| Work instructions |
Return the material exactly as supplied, apart from the pictures, which are omitted.

| Provided data |
-- START --

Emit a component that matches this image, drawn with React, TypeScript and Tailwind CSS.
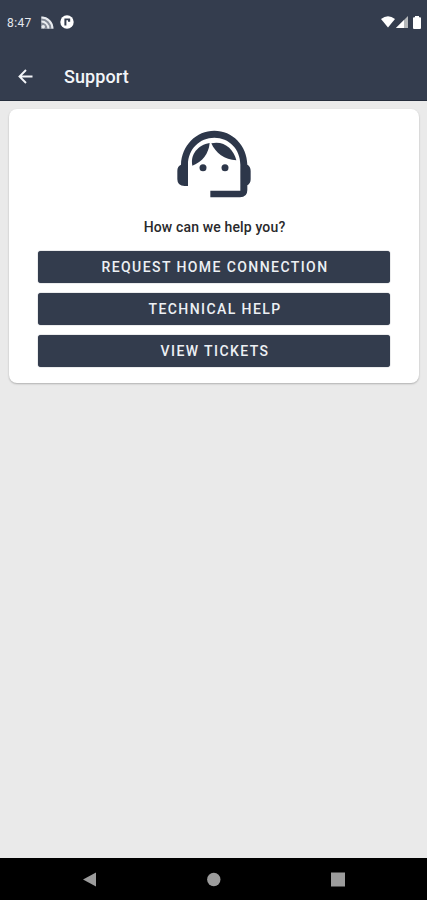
import React from "react";

const actions = ["REQUEST HOME CONNECTION", "TECHNICAL HELP", "VIEW TICKETS"];

function StatusBar() {
  return (
    <div className="flex h-[44px] items-center pl-[7px] pr-[6px] text-white">
      <span className="w-[34px] whitespace-nowrap pt-px text-[12px] leading-[16px] tracking-[0.4px] text-[#e6e9ee]">8:47</span>
      <svg className="h-[13px] w-[13px]" viewBox="0 0 13 13" fill="none" stroke="#e9ecf0" strokeWidth="2">
        <path d="M0 0.5A12.5 12.5 0 0 1 12.5 13H0z" fill="#b9bec7" opacity="0.6" stroke="none" />
        <circle cx="2.2" cy="10.8" r="1.8" fill="#e9ecf0" stroke="none" />
        <path d="M0.5 5.6a6.9 6.9 0 0 1 6.9 6.9M0.5 1.6a10.9 10.9 0 0 1 10.9 10.9" />
      </svg>
      <svg className="ml-[6px] h-[14px] w-[14px]" viewBox="0 0 14 14">
        <circle cx="7" cy="7" r="6.7" fill="#fff" />
        <path d="M4.4 10.5V3.6h5.8v3.2H8V5.2H6.4v5.3z" fill="#343d4e" />
      </svg>
      <div className="ml-auto flex items-center">
        <svg className="h-[12px] w-[14px]" viewBox="0 0 14 12">
          <path d="M0 3Q7-2.4 14 3L7 11.6z" fill="#fff" />
        </svg>
        <svg className="ml-[1px] h-[12px] w-[12px]" viewBox="0 0 12 12">
          <path d="M12 0v12H0z" fill="#b5b8ba" />
          <path d="M8 4v8H0z" fill="#fff" />
        </svg>
        <svg className="ml-[5px] h-[13px] w-[8px]" viewBox="0 0 8 13">
          <path d="M2 0h4v1.2h1q1 0 1 1V12q0 1-1 1H1q-1 0-1-1V2.2q0-1 1-1h1z" fill="#fff" />
        </svg>
      </div>
    </div>
  );
}

function AgentIcon() {
  return (
    <svg className="h-[68px] w-[74px] shrink-0" viewBox="51 45 222 204" fill="#2d374a">
      <path d="M84 213H74Q52 213 52 193V167Q52 153 63 149C65 91 109 47 163 47S261 91 262 149Q272 154 272 168V193Q272 205 262 211V225Q262 247 240 247H151V227H241V149C241 102 207 68 163 68S84 102 84 149Z" />
      <path d="M149 84C114 90 90 118 97 152C127 140 146 117 149 84Z" />
      <path d="M154 85C166 113 194 135 229 136C221 101 191 76 154 85Z" />
      <circle cx="129" cy="158" r="10.5" />
      <circle cx="195" cy="158" r="10.5" />
    </svg>
  );
}

export default function App() {
  return (
    <div className="flex h-[900px] w-[427px] flex-col bg-[#eaeaea] font-['Roboto','Liberation_Sans',sans-serif]">
      <header className="h-[101px] shrink-0 border-b border-[#252d3c] bg-[#343d4e]">
        <StatusBar />
        <div className="flex h-[64px] items-center pl-[18px] text-[#f3f5f8]">
          <svg className="h-[15px] w-[15px]" viewBox="0 0 15 15" fill="none" stroke="currentColor" strokeWidth="1.9">
            <path d="M14.5 7.5H1.7M8 1L1.5 7.5L8 14" />
          </svg>
          <h1 className="ml-[31px] pt-[2px] text-[18px] font-medium leading-[24px] tracking-[0.1px]">Support</h1>
        </div>
      </header>

      <main className="flex-1 pl-[9px] pr-[8px] pt-[8px]">
        <section className="flex h-[274px] flex-col items-center rounded-[8px] bg-white px-[29px] pt-[21px] shadow-[0_1px_2px_rgba(0,0,0,0.25)]">
          <AgentIcon />
          <p className="mt-[20px] pl-px text-[14px] font-medium leading-[18px] tracking-[0.15px] text-[#29292b]">How can we help you?</p>
          <div className="mt-[14.5px] flex w-full flex-col gap-[10.4px]">
            {actions.map((label) => (
              <button
                key={label}
                className="h-[32px] w-full rounded-[3px] bg-[#333c4d] pl-[2px] text-[14px] font-medium leading-[32px] tracking-[1.42px] text-[#edf0f4] shadow-[0_0_1px_#333c4d]"
              >
                {label}
              </button>
            ))}
          </div>
        </section>
      </main>

      <nav className="h-[42px] shrink-0 bg-black">
        <svg className="h-[42px] w-[427px]" viewBox="0 0 427 42" fill="#9c9c9c">
          <path d="M96 14.5V28.5L83 21.5Z" />
          <circle cx="213.8" cy="21.5" r="6.7" />
          <rect x="331" y="14.5" width="14" height="14" />
        </svg>
      </nav>
    </div>
  );
}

-- END --

| Complete answer |
Emit a component that matches this image, drawn with React, TypeScript and Tailwind CSS.
import React from "react";

const actions = ["REQUEST HOME CONNECTION", "TECHNICAL HELP", "VIEW TICKETS"];

function StatusBar() {
  return (
    <div className="flex h-[44px] items-center pl-[7px] pr-[6px] text-white">
      <span className="w-[34px] whitespace-nowrap pt-px text-[12px] leading-[16px] tracking-[0.4px] text-[#e6e9ee]">8:47</span>
      <svg className="h-[13px] w-[13px]" viewBox="0 0 13 13" fill="none" stroke="#e9ecf0" strokeWidth="2">
        <path d="M0 0.5A12.5 12.5 0 0 1 12.5 13H0z" fill="#b9bec7" opacity="0.6" stroke="none" />
        <circle cx="2.2" cy="10.8" r="1.8" fill="#e9ecf0" stroke="none" />
        <path d="M0.5 5.6a6.9 6.9 0 0 1 6.9 6.9M0.5 1.6a10.9 10.9 0 0 1 10.9 10.9" />
      </svg>
      <svg className="ml-[6px] h-[14px] w-[14px]" viewBox="0 0 14 14">
        <circle cx="7" cy="7" r="6.7" fill="#fff" />
        <path d="M4.4 10.5V3.6h5.8v3.2H8V5.2H6.4v5.3z" fill="#343d4e" />
      </svg>
      <div className="ml-auto flex items-center">
        <svg className="h-[12px] w-[14px]" viewBox="0 0 14 12">
          <path d="M0 3Q7-2.4 14 3L7 11.6z" fill="#fff" />
        </svg>
        <svg className="ml-[1px] h-[12px] w-[12px]" viewBox="0 0 12 12">
          <path d="M12 0v12H0z" fill="#b5b8ba" />
          <path d="M8 4v8H0z" fill="#fff" />
        </svg>
        <svg className="ml-[5px] h-[13px] w-[8px]" viewBox="0 0 8 13">
          <path d="M2 0h4v1.2h1q1 0 1 1V12q0 1-1 1H1q-1 0-1-1V2.2q0-1 1-1h1z" fill="#fff" />
        </svg>
      </div>
    </div>
  );
}

function AgentIcon() {
  return (
    <svg className="h-[68px] w-[74px] shrink-0" viewBox="51 45 222 204" fill="#2d374a">
      <path d="M84 213H74Q52 213 52 193V167Q52 153 63 149C65 91 109 47 163 47S261 91 262 149Q272 154 272 168V193Q272 205 262 211V225Q262 247 240 247H151V227H241V149C241 102 207 68 163 68S84 102 84 149Z" />
      <path d="M149 84C114 90 90 118 97 152C127 140 146 117 149 84Z" />
      <path d="M154 85C166 113 194 135 229 136C221 101 191 76 154 85Z" />
      <circle cx="129" cy="158" r="10.5" />
      <circle cx="195" cy="158" r="10.5" />
    </svg>
  );
}

export default function App() {
  return (
    <div className="flex h-[900px] w-[427px] flex-col bg-[#eaeaea] font-['Roboto','Liberation_Sans',sans-serif]">
      <header className="h-[101px] shrink-0 border-b border-[#252d3c] bg-[#343d4e]">
        <StatusBar />
        <div className="flex h-[64px] items-center pl-[18px] text-[#f3f5f8]">
          <svg className="h-[15px] w-[15px]" viewBox="0 0 15 15" fill="none" stroke="currentColor" strokeWidth="1.9">
            <path d="M14.5 7.5H1.7M8 1L1.5 7.5L8 14" />
          </svg>
          <h1 className="ml-[31px] pt-[2px] text-[18px] font-medium leading-[24px] tracking-[0.1px]">Support</h1>
        </div>
      </header>

      <main className="flex-1 pl-[9px] pr-[8px] pt-[8px]">
        <section className="flex h-[274px] flex-col items-center rounded-[8px] bg-white px-[29px] pt-[21px] shadow-[0_1px_2px_rgba(0,0,0,0.25)]">
          <AgentIcon />
          <p className="mt-[20px] pl-px text-[14px] font-medium leading-[18px] tracking-[0.15px] text-[#29292b]">How can we help you?</p>
          <div className="mt-[14.5px] flex w-full flex-col gap-[10.4px]">
            {actions.map((label) => (
              <button
                key={label}
                className="h-[32px] w-full rounded-[3px] bg-[#333c4d] pl-[2px] text-[14px] font-medium leading-[32px] tracking-[1.42px] text-[#edf0f4] shadow-[0_0_1px_#333c4d]"
              >
                {label}
              </button>
            ))}
          </div>
        </section>
      </main>

      <nav className="h-[42px] shrink-0 bg-black">
        <svg className="h-[42px] w-[427px]" viewBox="0 0 427 42" fill="#9c9c9c">
          <path d="M96 14.5V28.5L83 21.5Z" />
          <circle cx="213.8" cy="21.5" r="6.7" />
          <rect x="331" y="14.5" width="14" height="14" />
        </svg>
      </nav>
    </div>
  );
}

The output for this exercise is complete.